The Committee on Climate Change (CCC) has advised the government to take steps to reduce harmful greenhouse gas emissions by at least 80% by 2050.

The recommendations were submitted to Ed Miliband, the new secretary of state for the department of energy and climate change, ahead of the full report’s publication later this year.

The CCC also said that the targets should apply to all sectors, including the previously-discounted aviation and shipping sectors.

Chair of the CCC, Lord Adair Turner, said: “Climate change poses a huge potential threat to human welfare…But we have the potential to reduce our emissions by 80% or more by using energy far more efficiently, by investing in developing new energy sources and by making relatively minor lifestyle changes.
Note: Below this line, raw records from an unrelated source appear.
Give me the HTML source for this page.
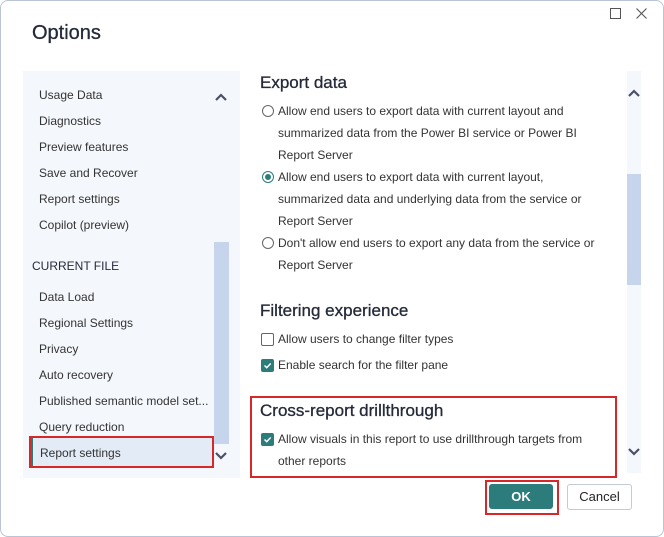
<!DOCTYPE html><html><head><style>
body{margin:0;width:664px;height:537px;background:#fff;font-family:"Liberation Sans",sans-serif;color:#252423;position:relative;overflow:hidden}
.win{position:absolute;left:0;top:0;width:662px;height:535px;border:1px solid #b9c5d6;border-radius:8px;background:#fff}
.a{position:absolute;white-space:nowrap}
.nav{font-size:12px;color:#333}
.t{font-size:12px;color:#333}
h2{position:absolute;margin:0;font-size:17px;font-weight:normal;color:#252a3a;white-space:nowrap;-webkit-text-stroke:0.3px #252a3a}
.rad{position:absolute;width:10px;height:10px;border:1px solid #666;border-radius:50%;background:#fff}
.chk{position:absolute;width:11px;height:11px;border:1px solid #666;border-radius:2px;background:#fff}
.chk.on{background:#2b7c7b;border-color:#2b7c7b}
</style></head><body><div class="win"></div>
<div class="a" style="left:32px;top:22px;font-size:20px;color:#252a3a;-webkit-text-stroke:0.3px #252a3a">Options</div>
<div class="a" style="left:610px;top:8px;width:9px;height:9px;border:1px solid #555"></div>
<svg class="a" style="left:636px;top:8px" width="11" height="11"><path d="M0.5 0.5L10.5 10.5M10.5 0.5L0.5 10.5" stroke="#555" stroke-width="1.1"/></svg>
<div class="a" style="left:23px;top:71px;width:217px;height:407px;background:#f4f7fc"></div>
<div class="a" style="left:214px;top:242px;width:15px;height:202px;background:#c7d5ec"></div>
<svg class="a" style="left:214px;top:92px" width="14" height="10"><path d="M2 8L7 3L12 8" stroke="#4a5068" stroke-width="2.2" fill="none"/></svg>
<svg class="a" style="left:214px;top:451px" width="14" height="10"><path d="M2 2L7 7L12 2" stroke="#4a5068" stroke-width="2.2" fill="none"/></svg>
<div class="a nav" style="left:39px;top:88px">Usage Data</div>
<div class="a nav" style="left:39px;top:114px">Diagnostics</div>
<div class="a nav" style="left:39px;top:140px">Preview features</div>
<div class="a nav" style="left:39px;top:166px">Save and Recover</div>
<div class="a nav" style="left:39px;top:192px">Report settings</div>
<div class="a nav" style="left:39px;top:218px">Copilot (preview)</div>
<div class="a" style="left:32px;top:259px;font-size:12px;color:#252a3a">CURRENT FILE</div>
<div class="a nav" style="left:39px;top:290px">Data Load</div>
<div class="a nav" style="left:39px;top:316px">Regional Settings</div>
<div class="a nav" style="left:39px;top:342px">Privacy</div>
<div class="a nav" style="left:39px;top:368px">Auto recovery</div>
<div class="a nav" style="left:39px;top:394px">Published semantic model set...</div>
<div class="a nav" style="left:39px;top:420px">Query reduction</div>
<div class="a" style="left:30px;top:437px;width:181px;height:29px;background:#e3ebf6;border-left:3px solid #2b7c7b"></div>
<div class="a" style="left:29px;top:436px;width:181px;height:28px;border:2px solid #d62828"></div>
<div class="a nav" style="left:40px;top:446px">Report settings</div>
<div class="a" style="left:627px;top:71px;width:14px;height:402px;background:#f4f7fc"></div>
<div class="a" style="left:627px;top:174px;width:14px;height:111px;background:#c7d5ec"></div>
<svg class="a" style="left:627px;top:88px" width="14" height="10"><path d="M2 8L7 3L12 8" stroke="#4a5068" stroke-width="2.2" fill="none"/></svg>
<svg class="a" style="left:627px;top:447px" width="14" height="10"><path d="M2 2L7 7L12 2" stroke="#4a5068" stroke-width="2.2" fill="none"/></svg>
<h2 style="left:260px;top:73px">Export data</h2>
<div class="rad" style="left:262px;top:105px"></div>
<div class="a t" style="left:278px;top:100px;line-height:22px">Allow end users to export data with current layout and<br>summarized data from the Power BI service or Power BI<br>Report Server</div>
<div class="rad" style="left:262px;top:171px;border-color:#2b7c7b"></div><div class="a" style="left:265px;top:174px;width:6px;height:6px;border-radius:50%;background:#2b7c7b"></div>
<div class="a t" style="left:278px;top:166px;line-height:22px">Allow end users to export data with current layout,<br>summarized data and underlying data from the service or<br>Report Server</div>
<div class="rad" style="left:262px;top:237px"></div>
<div class="a t" style="left:278px;top:232px;line-height:22px">Don't allow end users to export any data from the service or<br>Report Server</div>
<h2 style="left:260px;top:301px">Filtering experience</h2>
<div class="chk" style="left:261px;top:333px"></div>
<div class="a t" style="left:278px;top:332px">Allow users to change filter types</div>
<div class="chk on" style="left:261px;top:359px"></div>
<svg class="a" style="left:262px;top:360px" width="11" height="11"><path d="M2.5 5.5L4.7 7.7L8.7 3.5" stroke="#fff" stroke-width="1.5" fill="none"/></svg>
<div class="a t" style="left:278px;top:358px">Enable search for the filter pane</div>
<div class="a" style="left:250px;top:396px;width:363px;height:78px;border:2px solid #d62828"></div>
<h2 style="left:260px;top:401px">Cross-report drillthrough</h2>
<div class="chk on" style="left:261px;top:433px"></div>
<svg class="a" style="left:262px;top:434px" width="11" height="11"><path d="M2.5 5.5L4.7 7.7L8.7 3.5" stroke="#fff" stroke-width="1.5" fill="none"/></svg>
<div class="a t" style="left:278px;top:428px;line-height:22px">Allow visuals in this report to use drillthrough targets from<br>other reports</div>
<div class="a" style="left:485px;top:480px;width:70px;height:31px;border:2px solid #d62828"></div>
<div class="a" style="left:489px;top:484px;width:64px;height:25px;background:#2b7c7b;border-radius:3px;color:#fff;font-size:13px;font-weight:bold;text-align:center;line-height:25px">OK</div>
<div class="a" style="left:567px;top:484px;width:63px;height:24px;border:1px solid #c5cbd3;border-radius:3px;font-size:13px;text-align:center;line-height:24px;color:#252423">Cancel</div>
</body></html>
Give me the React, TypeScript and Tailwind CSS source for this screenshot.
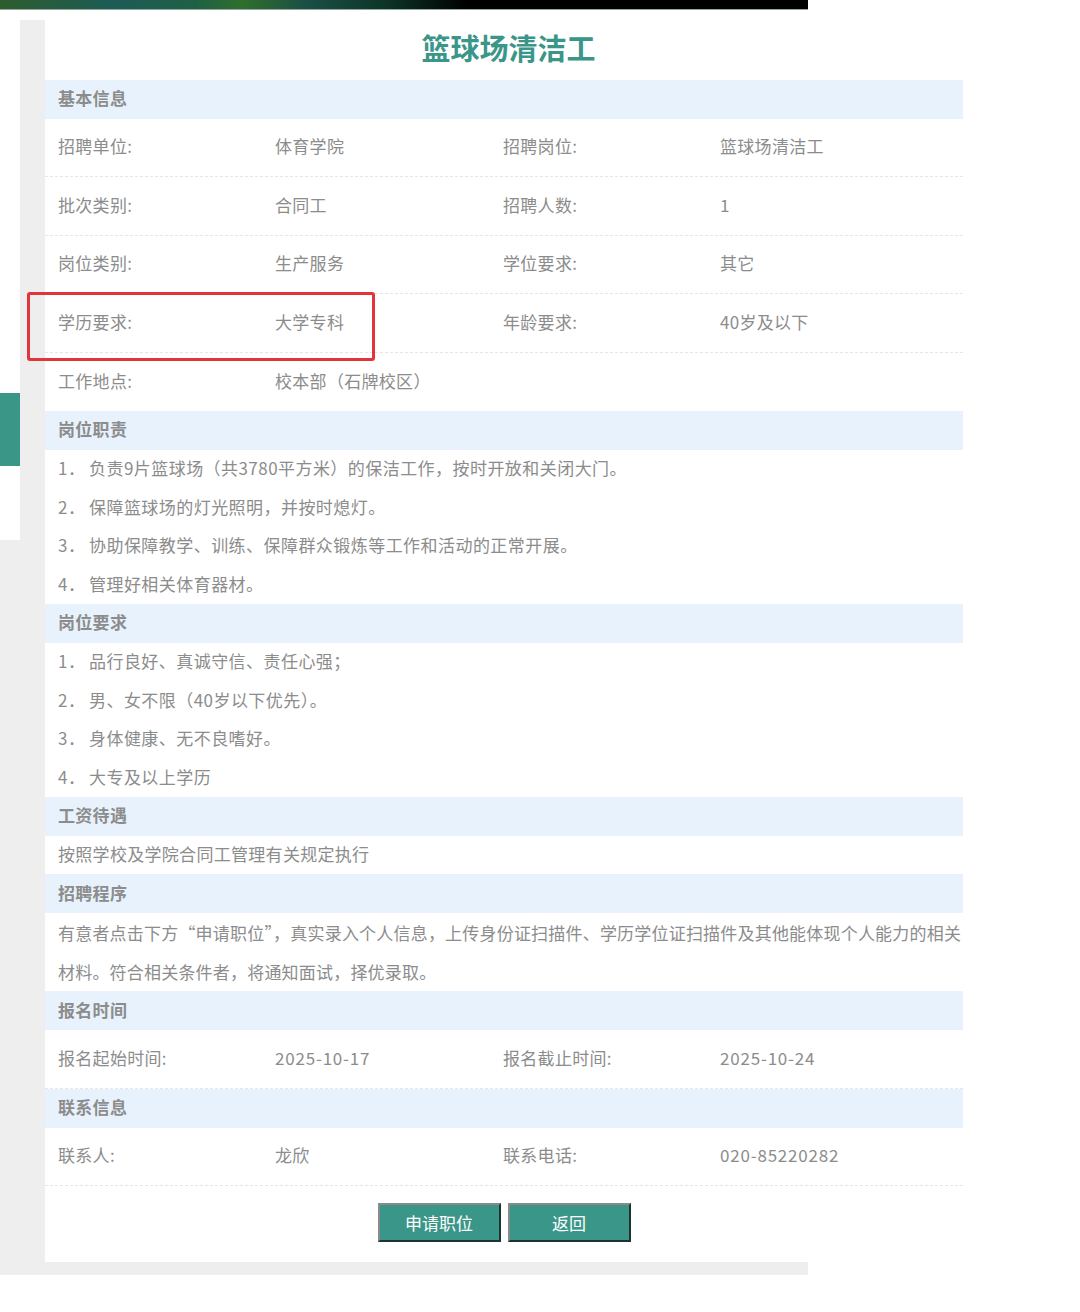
import React from "react";

const font = { fontFamily: '"Noto Sans CJK SC", "Noto Sans", sans-serif' };

function Header({ title }: { title: string }) {
  return (
    <div className="h-[39px] bg-[#e8f2fc] pl-[13px] pb-[3px] flex items-center text-[17px] font-bold text-[#8c8c8c] tracking-[0.3px]">
      {title}
    </div>
  );
}

function V({ t }: { t?: string }) {
  if (!t) return <div />;
  const numeric = /^[0-9-]+$/.test(t);
  return <div className={numeric ? "tracking-[0.8px]" : "tracking-[0.3px]"}>{t}</div>;
}

function InfoRow({ a, b, c, d, last }: { a: string; b: string; c?: string; d?: string; last?: boolean }) {
  return (
    <div
      className={
        "h-[58.4px] pb-[3px] grid grid-cols-[230px_228px_217px_1fr] items-center text-[17px] text-[#8c8c8c] whitespace-nowrap " +
        (last ? "" : "border-b border-dashed border-[#e6e6e6]")
      }
    >
      <div className="pl-[13px] tracking-[0.3px]">{a}</div>
      <V t={b} />
      <div className="tracking-[0.3px]">{c}</div>
      <V t={d} />
    </div>
  );
}

function Item({ n, text }: { n: string; text: string }) {
  return (
    <div className="h-[38.5px] pl-[13px] pb-[2px] flex items-center text-[17px] text-[#8c8c8c] whitespace-nowrap tracking-[0.45px]">
      <span className="w-[31px] shrink-0">{n}．</span>
      <span>{text}</span>
    </div>
  );
}

function Line({ text }: { text: string }) {
  return (
    <div className="h-[38.5px] pl-[13px] pb-[2px] flex items-center text-[17px] text-[#8c8c8c] whitespace-nowrap tracking-[0.3px]">
      {text}
    </div>
  );
}

const btn =
  "w-[123px] h-[39px] bg-[#3a9688] text-white text-[17px] border-2 border-t-[#8a8a8a] border-l-[#8a8a8a] border-b-[#1d3531] border-r-[#1d3531]";

export default function App() {
  return (
    <div className="relative w-[1080px] h-[1312px] bg-white overflow-hidden" style={font}>
      <div className="h-[10px] w-[808px] border-b border-[#8fa9a0] bg-[linear-gradient(90deg,#2d5d2c_0%,#1d5b56_14%,#1f6046_24%,#2f6f2c_30%,#1a4f45_38%,#0d3326_48%,#000_58%,#000_100%)]" />
      <div className="h-[10px]" />
      <div className="flex">
        <div className="w-[20px] flex flex-col">
          <div className="h-[520px] bg-white flex flex-col">
            <div className="h-[373px]" />
            <div className="h-[73px] bg-[#3a9686]" />
          </div>
          <div className="flex-1 bg-[#eeeeee]" />
        </div>
        <div className="w-[25px] bg-[#eeeeee]" />
        <div className="w-[918px] bg-white">
          <div className="h-[60px] pl-[9px] pb-[4px] flex items-center justify-center text-[29px] font-bold text-[#3a9688]">
            篮球场清洁工
          </div>
          <Header title="基本信息" />
          <InfoRow a="招聘单位:" b="体育学院" c="招聘岗位:" d="篮球场清洁工" />
          <InfoRow a="批次类别:" b="合同工" c="招聘人数:" d="1" />
          <InfoRow a="岗位类别:" b="生产服务" c="学位要求:" d="其它" />
          <InfoRow a="学历要求:" b="大学专科" c="年龄要求:" d="40岁及以下" />
          <InfoRow a="工作地点:" b="校本部（石牌校区）" last />
          <Header title="岗位职责" />
          <Item n="1" text="负责9片篮球场（共3780平方米）的保洁工作，按时开放和关闭大门。" />
          <Item n="2" text="保障篮球场的灯光照明，并按时熄灯。" />
          <Item n="3" text="协助保障教学、训练、保障群众锻炼等工作和活动的正常开展。" />
          <Item n="4" text="管理好相关体育器材。" />
          <Header title="岗位要求" />
          <Item n="1" text="品行良好、真诚守信、责任心强；" />
          <Item n="2" text="男、女不限（40岁以下优先）。" />
          <Item n="3" text="身体健康、无不良嗜好。" />
          <Item n="4" text="大专及以上学历" />
          <Header title="工资待遇" />
          <Line text="按照学校及学院合同工管理有关规定执行" />
          <Header title="招聘程序" />
          <div className="pl-[13px] text-[17px] leading-[39px] text-[#8c8c8c] tracking-[0.2px]">
            有意者点击下方“申请职位”，真实录入个人信息，上传身份证扫描件、学历学位证扫描件及其他能体现个人能力的相关材料。符合相关条件者，将通知面试，择优录取。
          </div>
          <Header title="报名时间" />
          <InfoRow a="报名起始时间:" b="2025-10-17" c="报名截止时间:" d="2025-10-24" />
          <Header title="联系信息" />
          <InfoRow a="联系人:" b="龙欣" c="联系电话:" d="020-85220282" />
          <div className="h-[76px] flex justify-center gap-[7px] pt-[17px]">
            <button className={btn}>申请职位</button>
            <button className={btn}>返回</button>
          </div>
        </div>
      </div>
      <div className="h-[13px] w-[808px] bg-[#eeeeee]" />
      <div className="absolute left-[27px] top-[292px] w-[348px] h-[69px] border-[3px] border-[#e3343a] rounded-[3px]" />
    </div>
  );
}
“Using energy more efficiently makes economic as well as environmental sense: many of the changes needed will not cost but save money. And overall, the cost to the UK of meeting our proposed targets will be affordable, and very small compared with the potential consequences and costs of inaction”.

The Committee’s inaugural report, Tackling global climate change – Building a low-carbon economy in the UK, the 2008-2022 budgets and 2050 target, is to be published in December.

Among the recommendations:

  • Energy efficiency improvement in buildings and industry (e.g. loft and cavity wall insulation, use of more efficient appliances, turning appliances off and using less air conditioning), which will be particularly important for reducing emissions in the period to 2020.
  • Decarbonisation of the power sector, starting now and continuing through the 2020s, based on replacing existing conventional fossil fuel fired plant with renewable technologies (e.g. wind, tidal), nuclear new build and CCS.
  • Transport sector decarbonisation, first through improving fuel efficiency of conventional engines and increased use of sustainable first generation biofuels, with progressive introduction of new technologies such as electric cars, plug in hybrids and hydrogen vehicles, and second generation biofuels.
  • Heat sector decarbonisation through increased use of biomass in boilers and CHP, air exchange and ground source heat pumps, and modern electric storage heating.
  • Decarbonisation of industry through the introduction of new technologies such as CCS in cement, iron and steel.